Entre une nouvelle épouse et des enfants issus de différentes unions, la succession pose ainsi « la question de la reconnaissance » de chacun au sein d’une famille, selon Marlène Frich. Un problème d’autant plus aigu chez Anthony Delon qu’il y a une « impossibilité à exister par soi-même », d’abord en se voyant interdire par son père d’utiliser le nom « A. Delon » pour la marque de blouson de cuir qu’il crée, puis en tant que « fils de » au cinéma. « Pour résoudre un conflit, il faut rendre de la reconnaissance et redonner une marge de manœuvre dans la relation », théorise Anne Marion de Cayeux.
« Combien tu m’aimes »
Une reconnaissance qui peut passer par un règlement financier. « C’est souvent par l’argent que les conflits se manifestent », car il y a à la fois un aspect « tangible » et une « forte valeur symbolique » en jeu, souligne l’avocate, qui ajoute « combien tu m’aimes ». Or, « du point de vue de celui qui transmet, l’attachement ne rentre pas forcément en compte ». « L’argent rend les choses très compliquées », surtout quand de fortes sommes sont en jeu, appuie Marlène Frich. La clinicienne salue le « cadre » posé bien en amont par les riches dynasties, même si « ça n’évite pas les disputes ». « Il existe aussi dans ces familles un sentiment de devoir protéger le patrimoine immobilier, financier, mais aussi le nom », analyse-t-elle. A l’inverse, « la peopolisation est la porte ouverte à tous les excès » avec un étalement du conflit dans la presse « nocif ».
Mais toutes les familles n’ont pas les millions de la famille Delon mis en jeu. D’autres problématiques restent toutefois communes. « Prendre soin du parent vieillissant peut être vu comme une occasion d’obtenir un testament arrangeant », glisse Anne Marion de Cayeux, mais « ce que ça coûte moralement, en temps et en énergie » à l’aidant est parfois oublié. Encore une question de reconnaissance.
Dernier élément qui peut ramener à la paix dans une famille, « il faut qu’il y ait un membre de la fratrie qui continue à tisser les liens, à communiquer avec tout le monde », plaide Marlène Frich.
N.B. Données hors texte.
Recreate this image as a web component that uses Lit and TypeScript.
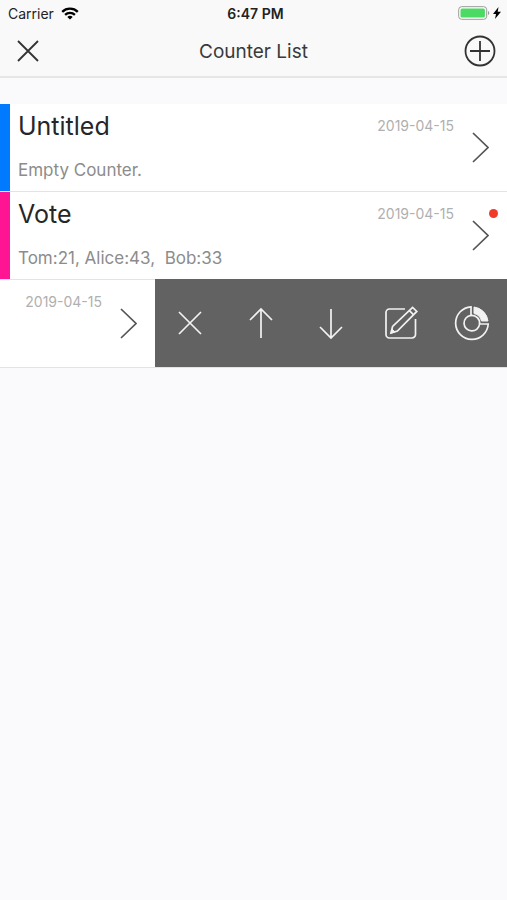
import { LitElement, html, css, svg, nothing } from "lit";
import { customElement, property } from "lit/decorators.js";
import { classMap } from "lit/directives/class-map.js";

interface Counter {
  title: string;
  detail: string;
  date: string;
  tone: string;
  unread: boolean;
  swiped: boolean;
}

const counters: Counter[] = [
  { title: "Untitled", detail: "Empty Counter.", date: "2019-04-15", tone: "blue", unread: false, swiped: false },
  { title: "Vote", detail: "Tom:21, Alice:43,  Bob:33", date: "2019-04-15", tone: "pink", unread: true, swiped: false },
  { title: "", detail: "", date: "2019-04-15", tone: "", unread: false, swiped: true },
];

const actions = [
  { label: "Delete", icon: svg`<path d="M7 7l22 22M29 7L7 29" />` },
  { label: "Move up", icon: svg`<path d="M18 33V4M7 15L18 4l11 11" />` },
  { label: "Move down", icon: svg`<path d="M18 4v29M7 22l11 11 11-11" />` },
  {
    label: "Edit",
    icon: svg`<path d="M22 4H6.500a3.500 3.500 0 0 0-3.500 3.500v22a3.500 3.500 0 0 0 3.500 3.500h22.500a3.500 3.500 0 0 0 3.500-3.500V14" />
      <path d="M8 28l1.600-6.600L29.600 2.400l4.200 4L14.400 26z" />
      <path d="M26.400 5.600l4 4" />
      <path class="solid" d="M8 28l1-4 3 3z" />`,
  },
  {
    label: "Chart",
    icon: svg`<path d="M17 1.800A16.300 16.300 0 1 0 34.200 19H25.600A7.800 7.800 0 1 1 17 10.400z" />
      <path d="M17 10.400A7.800 7.800 0 0 1 25.600 19" />
      <path class="solid" d="M20 2a16 16 0 0 1 14 14h-6.500a10 10 0 0 0-7.500-7.500z" />`,
  },
];

@customElement("status-bar")
class StatusBar extends LitElement {
  static styles = css`
    :host {
      display: grid;
      grid-template-columns: 1fr auto 1fr;
      align-items: center;
      height: 26px;
      padding: 0 4px 0 8px;
      font-size: 14px;
      color: #222;
    }
    .side { display: flex; align-items: center; gap: 7px; }
    .end { justify-content: flex-end; gap: 3px; padding-right: 2px; }
    .time { font-weight: 600; }
    svg { display: block; }
  `;
  render() {
    return html`
      <div class="side">
        <span>Carrier</span>
        <svg width="18" height="13" viewBox="0 0 18 13" fill="none" stroke="#000" stroke-width="2.300" aria-label="Wi-Fi">
          <path d="M1.200 4.800a11.200 11.200 0 0 1 15.600 0M4.100 7.900a7 7 0 0 1 9.800 0" />
          <path d="M9 12.500L6.300 9.900a4 4 0 0 1 5.400 0z" fill="#000" stroke="none" />
        </svg>
      </div>
      <span class="time">6:47 PM</span>
      <div class="side end">
        <svg width="32" height="14" viewBox="0 0 32 14" aria-label="Battery">
          <rect x=".7" y=".7" width="28" height="12.600" rx="3" fill="#fff" stroke="#999" />
          <rect x="2.500" y="2.500" width="24.400" height="9" rx="1.500" fill="#4cd964" />
          <path d="M30 5a2.200 2.200 0 0 1 0 4z" fill="#999" />
        </svg>
        <svg width="8" height="12" viewBox="0 0 8 12" aria-label="Charging">
          <path d="M5.500 0L0 7h3L2 12l6-7.300H4.700z" fill="#000" />
        </svg>
      </div>
    `;
  }
}

@customElement("counter-row")
class CounterRow extends LitElement {
  @property({ attribute: false }) counter!: Counter;

  static styles = css`
    :host {
      display: flex;
      height: 87px;
      background: #fff;
      border-bottom: 1px solid #e3e3e5;
    }
    .stripe { flex: none; width: 10px; }
    .blue { background: #007aff; }
    .pink { background: #ff1493; }
    .entry {
      flex: 1;
      position: relative;
      display: flex;
      min-width: 0;
      padding: 0 18px 0 8px;
    }
    .text { flex: 1; min-width: 0; }
    h2 {
      margin: 6px 0 0;
      font-size: 25px;
      font-weight: 400;
      line-height: 32px;
      color: #262626;
    }
    p {
      margin: 17px 0 0;
      font-size: 17px;
      line-height: 22px;
      color: #8c8c8c;
      white-space: pre;
    }
    time {
      margin: 12px 18px 0 0;
      font-size: 14px;
      line-height: 20px;
      white-space: nowrap;
      color: #b0b0b0;
    }
    .chevron { align-self: center; flex: none; }
    .dot {
      position: absolute;
      top: 17px;
      right: 9px;
      width: 9px;
      height: 9px;
      border-radius: 50%;
      background: #f03a2a;
    }
    .actions {
      display: grid;
      grid-template-columns: repeat(5, 1fr);
      flex: none;
      width: 352px;
      margin-top: -1px;
      background: #626262;
    }
    button {
      display: grid;
      place-items: center;
      padding: 0;
      border: 0;
      background: none;
      cursor: pointer;
    }
    svg {
      display: block;
      fill: none;
      stroke: #f2f2f2;
      stroke-width: 1.700;
    }
    .chevron { stroke: #555; }
    .solid { fill: #f2f2f2; stroke-width: 1; }
  `;

  render() {
    const c = this.counter;
    return html`
      ${c.tone ? html`<div class=${classMap({ stripe: true, [c.tone]: true })}></div>` : nothing}
      <div class="entry">
        <div class="text">
          ${c.title ? html`<h2>${c.title}</h2><p>${c.detail}</p>` : nothing}
        </div>
        <time datetime=${c.date}>${c.date}</time>
        <svg class="chevron" width="17" height="31" viewBox="0 0 17 31">
          <path d="M1 1l15 14.500L1 30" />
        </svg>
        ${c.unread ? html`<span class="dot"></span>` : nothing}
      </div>
      ${c.swiped
        ? html`<div class="actions">
            ${actions.map(
              (a) => html`<button aria-label=${a.label}>
                <svg width="36" height="36" viewBox="0 0 36 36">${a.icon}</svg>
              </button>`
            )}
          </div>`
        : nothing}
    `;
  }
}

@customElement("app-root")
class AppRoot extends LitElement {
  static styles = css`
    :host {
      display: block;
      min-height: 100vh;
      background: #fafafc;
      font-family: Inter, "Liberation Sans", sans-serif;
    }
    header {
      background: #f9f9f9;
      border-bottom: 2px solid #e6e6e7;
    }
    nav {
      display: grid;
      grid-template-columns: 1fr auto 1fr;
      align-items: center;
      height: 50px;
      padding: 0 11px;
    }
    h1 {
      margin: 0;
      font-size: 19px;
      font-weight: 400;
      color: #3a3a3a;
    }
    button {
      padding: 0;
      border: 0;
      background: none;
      justify-self: start;
      cursor: pointer;
    }
    .close { padding-left: 6px; }
    .add { justify-self: end; }
    svg {
      display: block;
      fill: none;
      stroke: #333;
      stroke-width: 1.800;
    }
    main { padding-top: 26px; }
  `;
  render() {
    return html`
      <header>
        <status-bar></status-bar>
        <nav>
          <button class="close" aria-label="Close">
            <svg width="22" height="22" viewBox="0 0 22 22"><path d="M1 1l20 20M21 1L1 21" /></svg>
          </button>
          <h1>Counter List</h1>
          <button class="add" aria-label="Add counter">
            <svg width="32" height="32" viewBox="0 0 32 32">
              <circle cx="16" cy="16" r="14.500" />
              <path d="M16 6v20M6 16h20" />
            </svg>
          </button>
        </nav>
      </header>
      <main>${counters.map((c) => html`<counter-row .counter=${c}></counter-row>`)}</main>
    `;
  }
}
Et si jamais, à l’issue de la médiation, « on se rend compte qu’on n’est pas forcément en capacité de reconstituer le patchwork », elle est aussi l’occasion d'« assumer de renoncer à un idéal » et de « retrouver une liberté », ajoute Anne Marion de Cayeux. « On croit qu’une famille, c’est de l’amour et des fêtes de Noël, mais c’est la famille idéale du maréchal Pétain, des années 1950. Très peu de familles sont comme ça », conclut-elle.